As more and more growing enthusiasts become conscious of issues regarding sustainability and functionality, hydroponic hobbyists and commercial gardeners alike are beginning their switch from traditional and peat moss-based soils, spun rock, and expanded clay type mediums to more sustainable options made from the husks of coconuts.
The use of coco fiber as a planting medium has increased exponentially in the past decade and as cultivators make the switch, many have taken it upon themselves to analyze the quality of their media using runoff tests. The runoff from coco often times tests high in parts per million (PPM), and this begets the question: What is in YOUR parts per million?
Understanding Coco Fiber’s PPM
So, what are parts per million (PPM)?
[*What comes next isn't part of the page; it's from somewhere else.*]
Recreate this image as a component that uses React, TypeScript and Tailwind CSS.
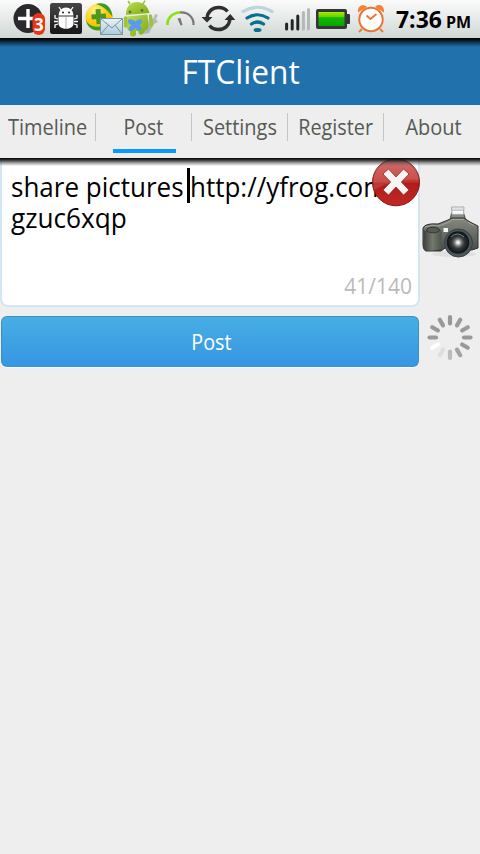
import type { ReactNode } from "react";

const tabs = [
  { label: "Timeline", fit: "scale-x-[0.95]" },
  { label: "Post", fit: "scale-x-[0.93] pr-px" },
  { label: "Settings", fit: "scale-x-[0.95]" },
  { label: "Register", fit: "scale-x-[0.945] pl-px" },
  { label: "About", fit: "scale-x-[0.95] pl-[3px]" },
];

function Icon({ w, h = 38, className = "", children }: { w: number; h?: number; className?: string; children: ReactNode }) {
  return (
    <svg width={w} height={h} viewBox={`0 0 ${w} ${h}`} className={`block shrink-0 ${className}`}>
      {children}
    </svg>
  );
}

function StatusBar() {
  return (
    <header className="flex h-[38px] shrink-0 items-center overflow-hidden bg-gradient-to-b from-[#fbfbfb] to-[#d0d8d4]">
      <div className="relative ml-[12px] h-[38px] w-[36px] shrink-0">
        <Icon w={36}>
          <circle cx="16" cy="18.5" r="14.5" fill="#29292b" />
          <path d="M16 9v19M6 18.500h20" stroke="#fff" strokeWidth="3.400" />
          <rect x="20.500" y="13" width="12.500" height="22" rx="6.200" fill="#e83612" />
        </Icon>
        <span className="absolute left-[22px] top-[15px] text-[17px] font-bold leading-[20px] text-white">3</span>
      </div>
      <Icon w={36}>
        <defs>
          <linearGradient id="tile" x2="0" y2="1"><stop stopColor="#464646" /><stop offset="1" stopColor="#161616" /></linearGradient>
        </defs>
        <rect x="2" y="3" width="32" height="31" rx="2.500" fill="url(#tile)" />
        <g fill="#fff" stroke="#fff">
          <path d="M10.500 15.500a7.500 8 0 0 1 15 0z" stroke="none" />
          <path d="M13 10l-2-3M23 10l2-3M10 19l-3-1v-3M26 19l3-1v-3M10 21.500H6M26 21.500h4M10 24l-3 1v3M26 24l3 1v3" fill="none" strokeWidth="1.300" />
          <path d="M10.500 16.500h15v7c0 7-15 7-15 0z" stroke="none" />
        </g>
        <path d="M18 17v12" stroke="#999" strokeWidth="0.800" />
        <circle cx="15" cy="12.500" r="1" fill="#222" /><circle cx="21" cy="12.500" r="1" fill="#222" />
      </Icon>
      <Icon w={39}>
        <defs>
          <radialGradient id="gold" cx="35%" cy="25%"><stop stopColor="#fff28a" /><stop offset="1" stopColor="#f9c800" /></radialGradient>
          <linearGradient id="mail" x2="0" y2="1"><stop stopColor="#edf3f6" /><stop offset="1" stopColor="#aacbdc" /></linearGradient>
        </defs>
        <circle cx="15" cy="17" r="13.500" fill="url(#gold)" />
        <path d="M12 4C22 1 28 8 28.500 17C25 12 20 6 12 4M2 20c2 5 8 8 16 6v4C9 32 3 27 2 20" fill="#3a9b29" />
        <path d="M12 9h5v5H22v5h-5v5H12v-5H7.500V14H12z" fill="#4f971e" transform="rotate(-4 15 16)" />
        <path d="M16.500 18.500h22v16h-22z" fill="url(#mail)" stroke="#7797a7" />
        <path d="M17 19l11 9 10-9M17 34l7.500-9M38 34l-7-9" fill="none" stroke="#7893a0" />
      </Icon>
      <Icon w={38}>
        <defs>
          <linearGradient id="robot" x2="1" y2="1"><stop stopColor="#bfdb57" /><stop offset="1" stopColor="#79ab10" /></linearGradient>
        </defs>
        <path d="M27 16l3 3 2-5 3 1-2 4 2 3-4 2-5 9-5 1z" fill="#7d827e" opacity=".45" />
        <path d="M7 4L5 1M20 4l2-3.500" stroke="#9abb34" strokeWidth="1.500" />
        <path d="M3 15C2 -1 23 -3 26.500 13z" fill="url(#robot)" />
        <circle cx="7" cy="12" r="1.400" fill="#59732b" /><circle cx="19" cy="10.500" r="1.400" fill="#59732b" />
        <path d="M4 16.500l20.500-2 1 12q0 3-3 3.500l-1.500 3q-2 3-5 1l-1-3h-2l0 4q-3 3-6 0v-4q-3-1-3-4z" fill="url(#robot)" />
        <path d="M2.500 18v8M27.500 16l1 9" stroke="#9cc43a" strokeWidth="3.400" strokeLinecap="round" />
        <path d="M5.500 19.500q3-1 7 2 3-3 6-2 2 3-2 5.500 3 3 1.500 5.500-3 1-5.500-2.500-3 4-6 3-2-3 2-6-5-2-3-5.500z" fill="#5b9bef" />
      </Icon>
      <Icon w={38} className="ml-[2px]">
        <path d="M4.500 25C4 18 9.500 12.800 17 12.500" fill="none" stroke="#8ce018" strokeWidth="2.700" />
        <path d="M17 12.500C26 12 31 18 30.500 25" fill="none" stroke="#777" strokeWidth="2.200" />
        <path d="M14.500 18.500l3-.500 2 7-2 .500z" fill="#777" />
      </Icon>
      <Icon w={37}>
        <g fill="none" stroke="#302f30" strokeWidth="3.500">
          <path d="M6 18.500C6.500 11 12 7.500 17.500 7.500q6 0 9 4" />
          <path d="M29 18.500C28.500 26 23 29.500 17.500 29.500q-6 0-9-4" />
        </g>
        <path d="M.5 17h11L6 22.500zM23.500 20L29.300 14l5 6z" fill="#302f30" />
      </Icon>
      <Icon w={38}>
        <g fill="none" strokeLinecap="round">
          <path d="M5 11.500q14-8.500 29 0" stroke="#bed3da" strokeWidth="3.200" />
          <path d="M9 18q10.500-6.500 21 0" stroke="#067091" strokeWidth="3.200" />
          <path d="M13.500 24q6-4 12 0" stroke="#067091" strokeWidth="3.200" />
        </g>
        <ellipse cx="19.500" cy="30" rx="4" ry="2" fill="#067091" />
      </Icon>
      <Icon w={28} className="ml-[6px]">
        <g strokeLinecap="round" strokeWidth="3">
          <path d="M4.600 24v5M10.200 20.500v8.500M15.800 16v13" stroke="#252525" />
          <path d="M21.400 12.500V29M26.500 9.500V29" stroke="#b4b8b6" />
        </g>
      </Icon>
      <Icon w={38} className="ml-[4px]">
        <defs>
          <linearGradient id="charge" x2="0" y2="1"><stop stopColor="#a5ea00" /><stop offset=".35" stopColor="#64d400" /><stop offset=".4" stopColor="#15b900" /><stop offset="1" stopColor="#05a500" /></linearGradient>
        </defs>
        <rect x="2" y="9" width="31" height="20" rx="2" fill="#363438" />
        <rect x="32" y="14" width="4" height="10" rx="1" fill="#363438" />
        <rect x="4.500" y="12" width="26" height="14" fill="url(#charge)" />
      </Icon>
      <Icon w={40} className="ml-[1px]">
        <path d="M5 12.500C4 4 12 4 14 7zM22 7c3-4 10-2 9 5.500z" fill="#f58132" />
        <path d="M9 29l-3 3M27 29l3 3" stroke="#ec7934" strokeWidth="2" />
        <circle cx="18" cy="19.500" r="11.700" fill="#fff" stroke="#ec7336" strokeWidth="2" />
        <path d="M13.500 15.500l4 3.500 6-5" fill="none" stroke="#e97838" strokeWidth="2" />
      </Icon>
      <div className="ml-[3px] flex h-[38px] items-baseline whitespace-nowrap font-bold text-black">
        <span className="w-[50px] origin-left scale-x-[0.955] text-[24px] leading-[38px]">7:36</span>
        <span className="origin-left text-[16px] leading-[38px]">PM</span>
      </div>
    </header>
  );
}

function DeleteBadge() {
  return (
    <Icon w={50} h={50} className="absolute left-[371px] top-0">
      <defs>
        <linearGradient id="red" x2="0" y2="1"><stop stopColor="#c95b55" /><stop offset=".5" stopColor="#c1322e" /><stop offset=".51" stopColor="#ae1c1b" /><stop offset="1" stopColor="#c22824" /></linearGradient>
      </defs>
      <circle cx="25" cy="24.300" r="23.500" fill="url(#red)" stroke="#841918" />
      <path d="M2.500 25C1 12 12 2.500 25 2.500S48 12 47.500 22Q25 19 2.500 32z" fill="#fff" opacity=".13" />
      <path d="M17.500 11l7.500 8 7.500-8 5.500 5-7.700 8 7.700 8-5.500 5-7.500-8-7.500 8-5.500-5 7.700-8-7.700-8z" fill="#f7f5f3" stroke="#911c1b" strokeWidth=".7" />
    </Icon>
  );
}

function Camera() {
  return (
    <Icon w={60} h={60} className="mt-[46px]">
      <defs>
        <linearGradient id="body" x2="0" y2="1"><stop stopColor="#868980" /><stop offset=".5" stopColor="#676b63" /><stop offset="1" stopColor="#484c46" /></linearGradient>
        <linearGradient id="flash" x2="0" y2="1"><stop stopColor="#f5f5f5" /><stop offset=".5" stopColor="#c7c8c7" /><stop offset=".51" stopColor="#fff" /><stop offset="1" stopColor="#eee" /></linearGradient>
        <linearGradient id="grip" x2="1" y2="0"><stop stopColor="#3b3f3a" /><stop offset=".5" stopColor="#747970" /><stop offset="1" stopColor="#4f534c" /></linearGradient>
        <radialGradient id="lens"><stop stopColor="#fff" /><stop offset=".14" stopColor="#dcdedd" /><stop offset=".35" stopColor="#70767a" /><stop offset=".6" stopColor="#303537" /><stop offset="1" stopColor="#15191a" /></radialGradient>
      </defs>
      <ellipse cx="34" cy="50" rx="22" ry="3" fill="#dfdfdf" />
      <path d="M30 17l1.500-8h12l2.500 8z" fill="#8b8e88" stroke="#454740" />
      <path d="M31.500 3h12.500l-.5 7.500H32z" fill="url(#flash)" stroke="#aaa" />
      <path d="M3 24q2-5 15-4l10-4 4-2h12l6 4 8 4v22l-6 2-23-1-4-1-4 3H6q-3-1-3-7z" fill="url(#body)" stroke="#2d302b" />
      <path d="M3.500 26q8 3 18 0v18q-8 4-17 2z" fill="url(#grip)" />
      <ellipse cx="13" cy="26" rx="6.500" ry="2.800" fill="#555a53" stroke="#343832" />
      <path d="M5 23q7-3 14-1l10-4 3-2.500h12M48 18.500l6 3" fill="none" stroke="#a3a69d" />
      <rect x="23.500" y="24" width="4.500" height="4" fill="#f5f5f3" />
      <circle cx="38.500" cy="39" r="14" fill="#4b575c" stroke="#343e42" />
      <circle cx="38" cy="38.500" r="10.500" fill="url(#lens)" stroke="#141819" strokeWidth="1.500" />
      <path d="M31 33q6-6 13 0" fill="none" stroke="#777d80" />
    </Icon>
  );
}

const spokes = ["#989898", "#9a9a9a", "#9b9b9b", "#999", "#999", "#a2a2a2", "#bcbcbc", "#dedede", "#fff", "#999", "#989898", "#999"];

function Spinner() {
  return (
    <Icon w={60} h={50} className="mt-[48px]">
      {spokes.map((color, i) => (
        <path key={i} d="M30 5v6.500" stroke={color} strokeWidth="4.200" strokeLinecap="round" transform={`rotate(${i * 30} 30 25.500)`} />
      ))}
    </Icon>
  );
}

export default function App() {
  return (
    <div className="flex h-[854px] w-[480px] flex-col overflow-hidden bg-[#eeeeee] [font-family:'Open_Sans','Noto_Sans',sans-serif]">
      <StatusBar />
      <div className="flex h-[67px] shrink-0 items-center justify-center bg-[linear-gradient(to_bottom,#000_0px,#07121b_2px,#184a71_6px,#2171ad_9px)]">
        <h1 className="ml-px scale-x-[0.96] text-[33px] leading-none text-white">FTClient</h1>
      </div>
      <nav className="grid h-[53px] shrink-0 grid-cols-[96px_96px_96px_96px_96px] text-[#555a55]">
        {tabs.map((tab, i) => (
          <div key={tab.label} className="flex flex-col items-center">
            <div className={`mt-2 flex h-7 w-full items-center justify-center ${i < 4 ? "border-r border-[#c5c5c5]" : ""}`}>
              <span className={`whitespace-nowrap text-[21px] leading-none ${tab.fit}`}>{tab.label}</span>
            </div>
            {i === 1 && <div className="ml-[1px] mt-2 h-1 w-[63px] bg-[#0899ff]" />}
          </div>
        ))}
      </nav>
      <main className="relative flex grow">
        <section className="w-[420px]">
          <div className="relative h-[149px] rounded-b-[8px] border-2 border-t-0 border-[#d3e6f3] bg-white">
            <div className="flex flex-col pl-[9px] pt-[13px] text-[27px] leading-[31px] text-black">
              <div className="flex whitespace-nowrap">
                <span className="w-[179px] origin-left scale-x-[0.963]">share pictures</span>
                <span className="origin-left scale-x-[0.962]">http://yfrog.com</span>
              </div>
              <span className="origin-left scale-x-[0.97]">gzuc6xqp</span>
            </div>
            <div className="absolute left-[185px] top-[10px] h-[35px] w-[3px] bg-black" />
            <span className="absolute bottom-[7px] right-[6px] origin-right text-[21px] leading-[24px] text-[#bababa]">41/140</span>
          </div>
          <button className="mx-px mt-[9px] flex h-[51px] w-[418px] items-center justify-center rounded-[6px] border border-[#3c8fbd] border-b-[#3796e2] bg-gradient-to-b from-[#47aee3] to-[#3796e2] text-[21px] text-white shadow-[0_1px_0_#fff]">
            <span className="ml-[2px] mt-[2px] scale-x-[0.94] leading-none">Post</span>
          </button>
        </section>
        <aside className="flex w-[60px] flex-col">
          <Camera />
          <Spinner />
        </aside>
        <DeleteBadge />
        <div className="absolute inset-x-0 top-0 h-[8px] bg-[linear-gradient(to_bottom,#000000_0px,#1c1c1ce6_2px,#55555588_5px,#99999900_8px)]" />
      </main>
    </div>
  );
}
PPM is another way to measure the Total Dissolved Solids (TDS). This merely tells you how many milligrams per liter, of any substance, are dissolved or are within the liquid being tested, but NOT what that may be.
Well, it is pretty well known that coco fiber often contains sodium-based salts that need to be thoroughly leached before it is put into use for gardening/hydroponic applications. Most companies claim that their coco fiber is “triple-washed,” but often times, this only means that the coco manufacturer exposed the fibers to the elements for at least three storms. Testing the coco’s ppm will often lead the gardener to believe that there is still a considerable amount of residual sodium left even after the fibers had been “triple-washed,” and for many coco-based mediums such an assumption would be correct. This is exactly why some companies take the washing, rinsing and buffering a step further.
Industry leaders, such as Royal Gold Potting Soil, take pride in providing the highest quality coco-based mediums available in the gardening and hydroponics market. To ensure the finished product is optimal for healthy and vigorous plant growth, companies import the top quality Coco available. They continue to rinse, buffer and test their coco on-site before sending each batch to be analyzed by a third party.
A Key Ingredient
Why does your meter read roughly 800 ppm when testing the run off from their coco fiber? Leftover salts? Actually, this is not the case. People are finding in the runoff of this particular medium an ingredient that is essential to having successful crop production — calcium.
Calcium is vital to healthy plant growth and for years many have struggled with calcium deficiencies in coco mediums. The reason this problems arises is because coco absorbs calcium and oftentimes does not release it in the quantities that plants require for optimal growth. To solve this, gardeners incorporate increased rates of calcium into their feeding regimen and some producers buffer their coco with calcium before handing it off to the end consumer.
When you make the switch to coco fiber, don’t forget to ask, what’s in YOUR parts per million?